Rebo…Rebo…Pasar rebo
Kampung rambutan, pak…. Kampung rambutan, bu… (Seorang kernet teriak-teriak memanggil penumpang--red)
Siang menjelang sore, tepatnya pukul 15.00, di depan gedung Menara 165, Jl. TB. Simatupang. Setelah lima menit menunggu, Koantas Bima 509, jurusan Lebak Bulus-Kampung Rambutan akhirnya datang juga. Akupun bergegas naik.
Sambil mengeluarkan uang dari dompet, aku mencari-cari si kernet. Ups,ternyata di sampingku sudah berdiri seorang anak kecil berusia tak lebih dari tujuh tahun. Tangan kirinya memegang uang ribuan dan beberapa puluhan ribu. Sambil menunggu aku mengambil lembaran lima ribuan dari dompet, ia menengadahkan tangan kanannya (menagih ongkos—red).
Oww…ternyata dialah si kernet. Spontan aku mengernyitkan dahi (sebelum benar-benar memberikan uang lima ribuan di tanganku), memastikan apakah dia benar-benar si kernet atau hanya pengamen kecil. Karena di bagian belakang dan depan (dekat pintu) ada tiga anak kecil sedang mengamen.
Akhirnya, setelah tercengung sekian detik, kuberikan ongkos pada kernet kecil itu. Pandanganku pun tak lepas dari tingkah lakunya.

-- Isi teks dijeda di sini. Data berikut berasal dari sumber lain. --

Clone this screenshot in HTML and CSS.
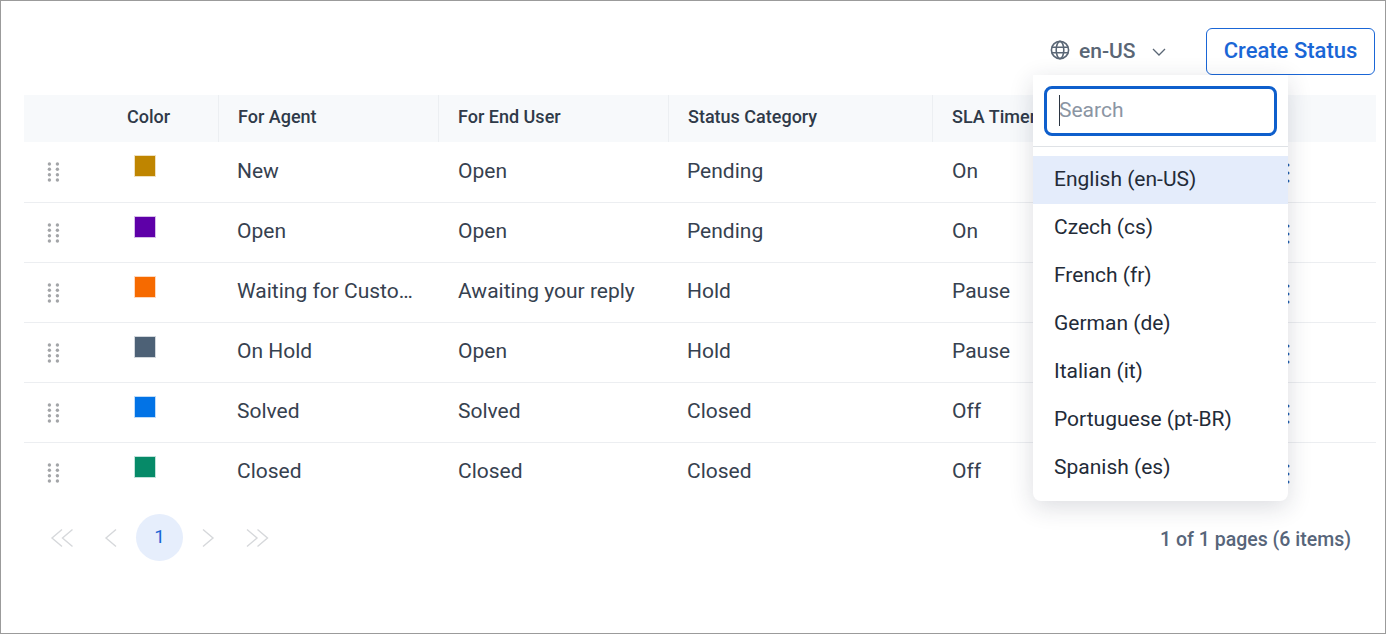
FILE: index.html
```html
<!DOCTYPE html>
<html lang="en">
<head>
<meta charset="utf-8">
<title>Statuses</title>
<link rel="stylesheet" href="styles.css">
</head>
<body>
<svg class="defs" width="0" height="0" aria-hidden="true">
  <symbol id="grip" viewBox="0 0 14 22">
    <g fill="#a3a5a8"><circle cx="2.400" cy="3" r="1.700"/><circle cx="10.400" cy="3" r="1.700"/><circle cx="2.400" cy="8.300" r="1.700"/><circle cx="10.400" cy="8.300" r="1.700"/><circle cx="2.400" cy="13.700" r="1.700"/><circle cx="10.400" cy="13.700" r="1.700"/><circle cx="2.400" cy="19" r="1.700"/><circle cx="10.400" cy="19" r="1.700"/></g>
  </symbol>
  <symbol id="kebab" viewBox="0 0 6 24">
    <g fill="#1f5fae"><circle cx="3" cy="4" r="1.500"/><circle cx="3" cy="12" r="1.500"/><circle cx="3" cy="20" r="1.500"/></g>
  </symbol>
</svg>
<main class="page">
  <header class="toolbar">
    <div class="lang">
      <button class="lang-btn" type="button">
        <svg class="globe" viewBox="0 0 20 20" fill="none" stroke="#5a6675" stroke-width="1.600"><circle cx="10" cy="10" r="8.600"/><ellipse cx="10" cy="10" rx="3.800" ry="8.600"/><path d="M1.600 7.200h16.800M1.600 12.800h16.800"/></svg>
        <span class="lang-code">en-US</span>
        <svg class="chev" viewBox="0 0 14 8" fill="none" stroke="#5a6675" stroke-width="1.300"><path d="M1 1l6 6 6-6"/></svg>
      </button>
      <div class="menu">
        <div class="search-wrap"><div class="search"><span class="caret"></span><span class="placeholder">Search</span></div></div>
        <ul class="options">
          <li class="option selected">English (en-US)</li>
          <li class="option">Czech (cs)</li>
          <li class="option">French (fr)</li>
          <li class="option">German (de)</li>
          <li class="option">Italian (it)</li>
          <li class="option">Portuguese (pt-BR)</li>
          <li class="option">Spanish (es)</li>
        </ul>
      </div>
    </div>
    <button class="create" type="button">Create Status</button>
  </header>

  <section class="table">
    <div class="row head">
      <div class="cell"></div>
      <div class="cell color-head">Color</div>
      <div class="cell sep">For Agent</div>
      <div class="cell sep">For End User</div>
      <div class="cell sep">Status Category</div>
      <div class="cell sep">SLA Timer</div>
      <div class="cell"></div>
    </div>
    <div class="row body">
      <div class="cell"><svg class="grip"><use href="#grip"/></svg></div>
      <div class="cell"><span class="swatch amber"></span></div>
      <div class="cell text">New</div><div class="cell text">Open</div><div class="cell text">Pending</div><div class="cell text">On</div>
      <div class="cell kebab-cell"><svg class="kebab"><use href="#kebab"/></svg></div>
    </div>
    <div class="row body">
      <div class="cell"><svg class="grip"><use href="#grip"/></svg></div>
      <div class="cell"><span class="swatch purple"></span></div>
      <div class="cell text">Open</div><div class="cell text">Open</div><div class="cell text">Pending</div><div class="cell text">On</div>
      <div class="cell kebab-cell"><svg class="kebab"><use href="#kebab"/></svg></div>
    </div>
    <div class="row body">
      <div class="cell"><svg class="grip"><use href="#grip"/></svg></div>
      <div class="cell"><span class="swatch orange"></span></div>
      <div class="cell text"><span class="clip">Waiting for Customer</span></div><div class="cell text">Awaiting your reply</div><div class="cell text">Hold</div><div class="cell text">Pause</div>
      <div class="cell kebab-cell"><svg class="kebab"><use href="#kebab"/></svg></div>
    </div>
    <div class="row body">
      <div class="cell"><svg class="grip"><use href="#grip"/></svg></div>
      <div class="cell"><span class="swatch slate"></span></div>
      <div class="cell text">On Hold</div><div class="cell text">Open</div><div class="cell text">Hold</div><div class="cell text">Pause</div>
      <div class="cell kebab-cell"><svg class="kebab"><use href="#kebab"/></svg></div>
    </div>
    <div class="row body">
      <div class="cell"><svg class="grip"><use href="#grip"/></svg></div>
      <div class="cell"><span class="swatch blue"></span></div>
      <div class="cell text">Solved</div><div class="cell text">Solved</div><div class="cell text">Closed</div><div class="cell text">Off</div>
      <div class="cell kebab-cell"><svg class="kebab"><use href="#kebab"/></svg></div>
    </div>
    <div class="row body last">
      <div class="cell"><svg class="grip"><use href="#grip"/></svg></div>
      <div class="cell"><span class="swatch green"></span></div>
      <div class="cell text">Closed</div><div class="cell text">Closed</div><div class="cell text">Closed</div><div class="cell text">Off</div>
      <div class="cell kebab-cell"><svg class="kebab"><use href="#kebab"/></svg></div>
    </div>
  </section>

  <footer class="pager">
    <nav class="pages">
      <svg class="pg dbl" viewBox="0 0 24 20" fill="none" stroke="#d6d8db" stroke-width="1.400"><path d="M12 1.500L2 10l10 8.500M22.500 1.500L12.500 10l10 8.500"/></svg>
      <svg class="pg sgl first" viewBox="0 0 14 20" fill="none" stroke="#d6d8db" stroke-width="1.400"><path d="M12 1.500L2 10l10 8.500"/></svg>
      <span class="current">1</span>
      <svg class="pg sgl next" viewBox="0 0 14 20" fill="none" stroke="#d6d8db" stroke-width="1.400"><path d="M2 1.500L12 10 2 18.500"/></svg>
      <svg class="pg dbl last" viewBox="0 0 24 20" fill="none" stroke="#d6d8db" stroke-width="1.400"><path d="M2 1.500L12 10 2 18.500M12.500 1.500L22.500 10l-10 8.500"/></svg>
    </nav>
    <span class="count">1 of 1 pages (6 items)</span>
  </footer>
</main>
</body>
</html>
```
FILE: styles.css
```css
* { box-sizing: border-box; }
html, body { margin: 0; height: 100%; }
body { font-family: Roboto, "Liberation Sans", sans-serif; color: #2b3542; background: #fff; overflow: hidden; }
.defs { position: absolute; }
.page { width: 1386px; height: 634px; border: 1px solid #9b9b9b; padding: 27px 10px 0 23px; }

.toolbar { display: flex; justify-content: flex-end; align-items: stretch; height: 47px; gap: 22px; }
.lang { position: relative; width: 134px; }
.lang-btn { display: flex; align-items: center; width: 100%; height: 100%; padding: 0; border: 0; background: none; font: 500 21px Roboto, sans-serif; color: #5a6675; }
.globe { width: 20px; height: 20px; margin-top: -3px; }
.lang-code { margin-left: 9px; margin-top: -2px; }
.chev { width: 14px; height: 8px; margin-left: 16px; }
.create { width: 169px; border: 1px solid #1a66d6; border-radius: 6px; background: #fff; color: #1a66d6; font: 500 22px Roboto, sans-serif; padding: 0 0 2px; }

.menu { position: absolute; z-index: 5; left: -17px; top: 47px; width: 255px; height: 426px; background: #fff; border-radius: 0 0 8px 8px; box-shadow: 0 6px 24px rgba(30, 40, 60, .16); }
.search-wrap { padding: 11px; border-bottom: 1px solid #dfe2e6; height: 72px; }
.search { display: flex; align-items: center; height: 50px; border: 3px solid #0f5fcc; border-radius: 8px; padding: 0 0 2px 12px; position: relative; }
.caret { position: absolute; left: 12px; top: 6px; width: 1px; height: 31px; background: #2b3542; }
.placeholder { font-size: 21px; color: #8b95a3; }
.options { list-style: none; margin: 9px 0 0; padding: 0; }
.option { height: 48px; line-height: 46px; padding-left: 21px; font-size: 21px; color: #232b38; }
.option.selected { background: #e4ecfb; }

.table { margin-top: 20px; width: 1352px; }
.row { display: grid; grid-template-columns: 70px 124px 220px 230px 264px 1fr 91px; }
.head { height: 47px; background: #f7f9fb; font-size: 18px; font-weight: 500; color: #2f3a49; }
.head .cell { display: flex; align-items: center; height: 100%; padding-bottom: 5px; }
.head .color-head { padding-left: 33px; }
.head .sep { padding-left: 19px; border-left: 1px solid #eceff2; }
.body { height: 60px; border-bottom: 1px solid #eceef1; align-items: start; }
.head + .body { height: 61px; }
.body.last { border-bottom: 0; }
.text { font-size: 21px; line-height: 24px; padding: 16px 18px 0 19px; color: #36414f; white-space: nowrap; }
.text:nth-child(4), .text:nth-child(6) { padding-left: 20px; }
.head + .body .text { padding-top: 17px; }
.clip { display: block; width: 178px; overflow: hidden; text-overflow: ellipsis; }
.grip { display: block; width: 14px; height: 22px; margin: 19px 0 0 23px; }
.swatch { display: block; width: 22px; height: 22px; margin: 13px 0 0 40px; border: 1px solid rgba(255, 255, 255, .75); }
.amber { background: #bf8500; }
.purple { background: #5e00a8; }
.orange { background: #f66a00; }
.slate { background: #4d6176; }
.blue { background: #0273e6; }
.green { background: #068a68; }
.kebab-cell { padding-top: 19px; }
.kebab { display: block; width: 6px; height: 24px; }

.pager { display: flex; justify-content: space-between; align-items: center; height: 47px; margin-top: 11px; width: 1352px; padding: 0 25px 0 26px; }
.pages { display: flex; align-items: center; }
.pg.dbl { width: 24px; height: 20px; }
.pg.sgl { width: 14px; height: 20px; }
.first { margin-left: 30px; }
.current { width: 47px; height: 47px; margin-left: 18px; border-radius: 50%; background: #e6eefc; color: #1a66d6; font-size: 19px; display: flex; align-items: center; justify-content: center; padding-bottom: 2px; }
.next { margin-left: 18px; }
.pg.last { margin-left: 30px; }
.count { font-size: 19.500px; font-weight: 500; color: #57657a; padding-top: 4px; }
```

Menggunakan sweater warna pink muda yang tampak kotor dan lusuh, celana panjang jeans warna biru, yang bagian belakannya sobek, ia terlihat seperti anak yang tak memperdulikan kesehatan.
Sesekali ia berteriak memanggil calon penumpang. Bolak-balik ke belakang , ke depan sambil menagih ongkos pada para penumpang. Kemudian, ia duduk disalah satu kursi bagian belakang dekat pintu. Tangan mungilnya dengan cekatan menghitung jumlah uang yang ada digengamannya. Separuhnya ia kantongi di saku bagian kiri celana.
Herman namanya. Kudengar itu ketika sang supir berteriak padanya minta dibelikan seputung rokok. “Man…Herman, beliin gue rokok tuh di warung?” Ia pun menuruti perintah si supir. Saat Koantas Bima 509 sedang ngetem itulah, beberapa orang memperhatikan gerak-gerik kernet kecil.
Ya Rabb…satu hari ini, aku melihat beberapa perilaku generasi penerus bangsa yang sungguh membuatku tercengung, terhenyak dan berpikir. Sedih. Miris. Hatiku menjerit. Otakku bak komputer yang terprogram mencari data, kenapa harus seperti itu? Tapi aku hanya bisa diam dan diam, sambil bertanya dalam hati.
Dimana orangtua mereka?
Begitu burukkah kondisi bangsa Indonesia sekarang ini, sehingga anak-anak harus turun ke jalan?
Kenapa mereka tega membiarkan anak kecil harus bekerja keras yang tak sesuai dengan usianya?